Age of Lunar Polar Volatile Deposits Based on Modeling of Distribution and Heterogeneity

Permanently shadowed regions (PSRs) of the Moon host volatiles buried amongst the regolith. In the coldest regions of the Moon, temperatures are cold enough that water ice is stable against sublimation for on the order of a billion years, and immobile to thermal diffusion. In these regions, impact gardening is expected to be the primary process affecting the distribution of water ice.

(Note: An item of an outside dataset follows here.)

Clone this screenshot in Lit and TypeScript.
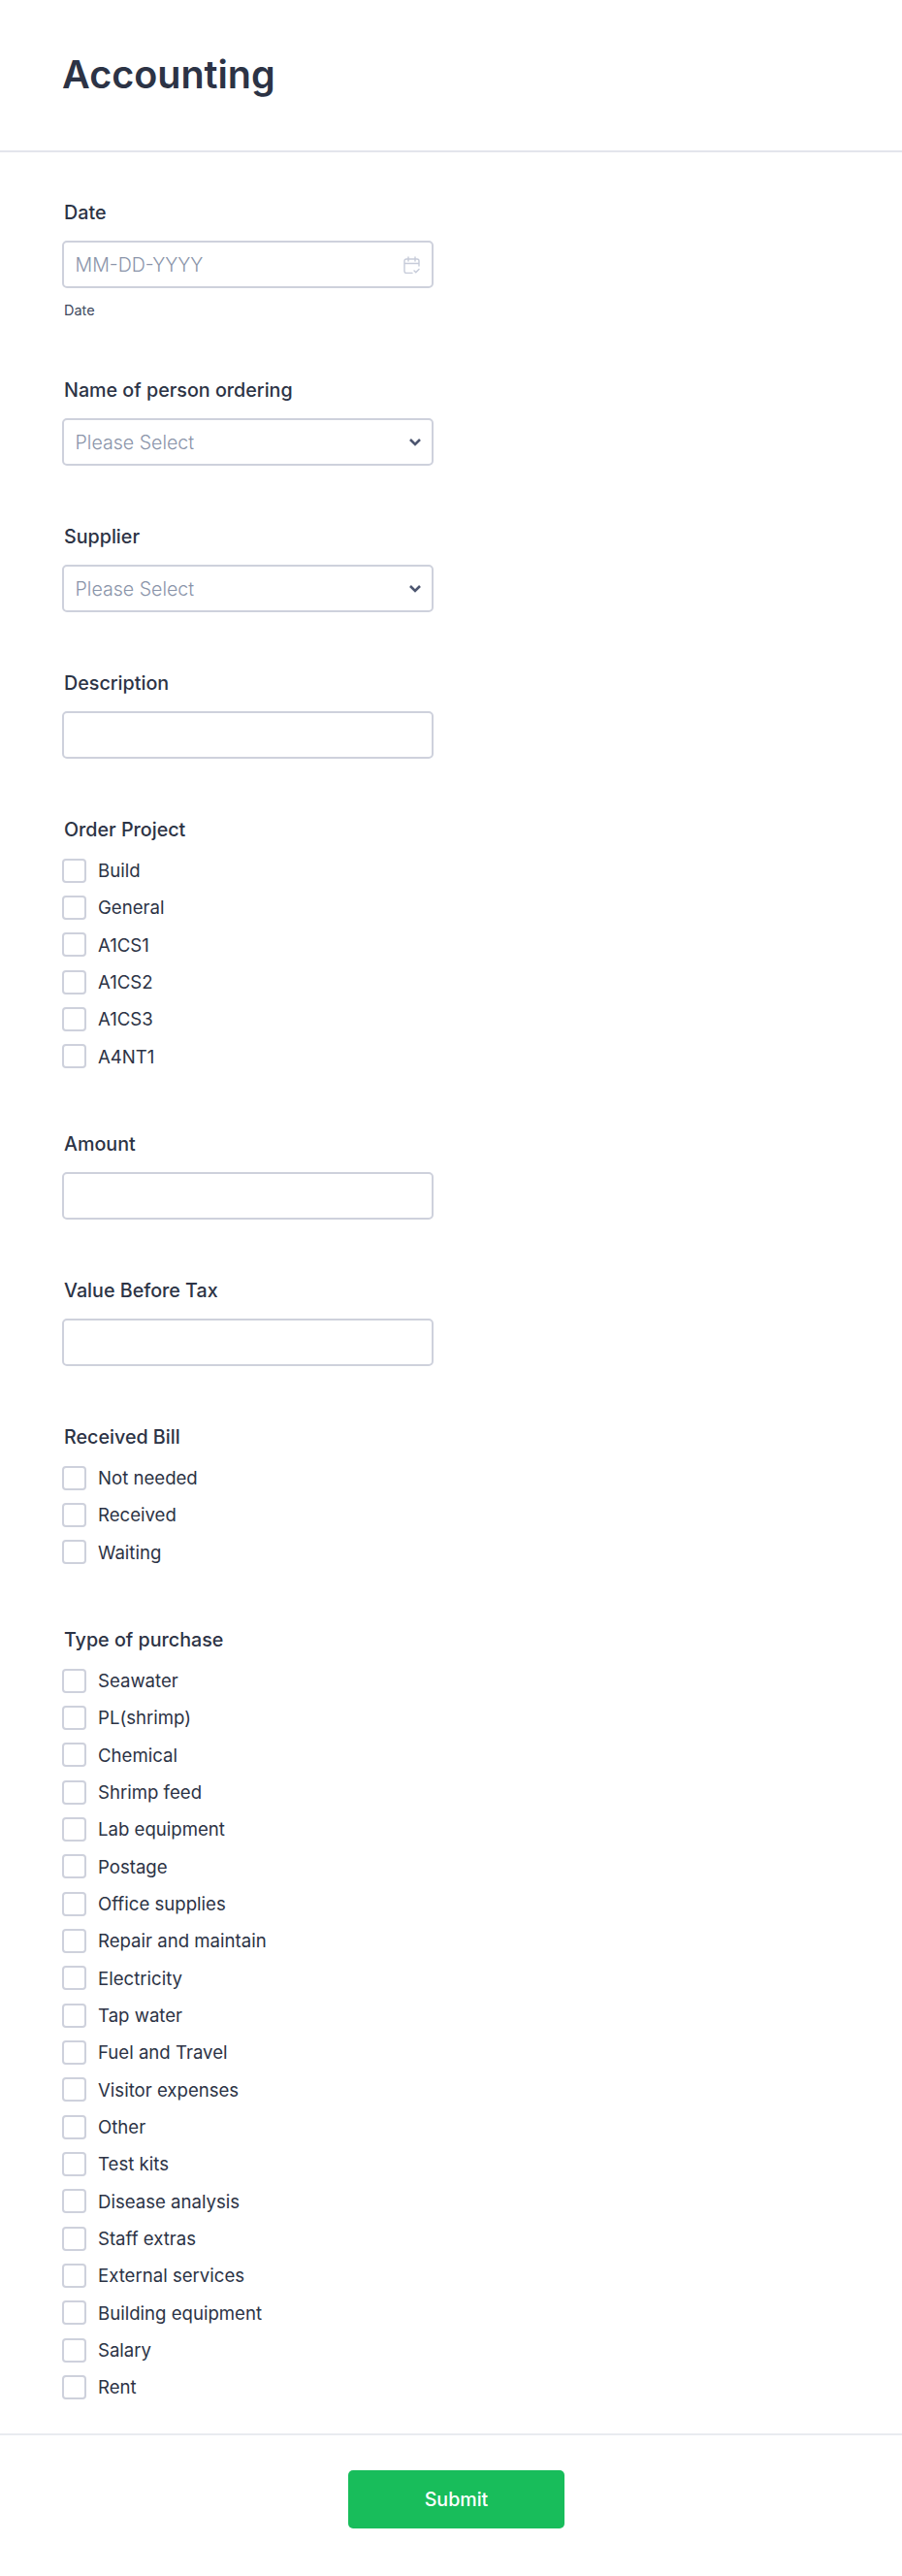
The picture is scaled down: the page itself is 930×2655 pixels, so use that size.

Although measurements have confirmed the presence of ice on the Moon, comparison of data from neutrons, IR, UV, and radar indicates there is clearly heterogeneity in the distribution of volatiles laterally, with depth, and from one PSR to another.

This 3-D Monte Carlo model statistically analyzes the effects of impact gardening on the heterogeneity of water in the lunar polar regions with the goal of linking spatial scales of heterogeneity to clues about the local history of volatiles. The model simulates the evolving topography and ice distribution in lunar regolith from impacts. Summing over a large set of runs, the model produces an expected average time evolution of ice retention, lateral distribution, and depth distribution. The results can be presented as various instrumentation would observe them to compare to existing data.

For an ice layer starting out 10 cm thick, the existing radar and neutron data are consistent with the ice being <1 Gyr old. For thicker initial ice layers, one would expect a stronger radar signature than is apparent now. For a thinner initial ice layer, modeling results suggest a much younger feature, which would be accompanied by a greater expression of exposed frost on the surface than is presently observed.

The model is then applied to predict the prevalence of accessible volatiles by drilling or other means of subsurface access as a function of the depth to which the drill can reach. This can be used for trade studies on the drill depth versus the number of drill sites for future mission planning or for in situ mining of water ice operations.

The model demonstrates the erosion of an ice layer by impacts as time progresses. The time soonest after emplacement is the most critical for ice retention. In some locations, the ice layer becomes protected from erosion by ejecta blankets emplaced over the layer. Impacts produce a heterogeneous distribution of ice on scales relevant for in situ sampling of ice deposits.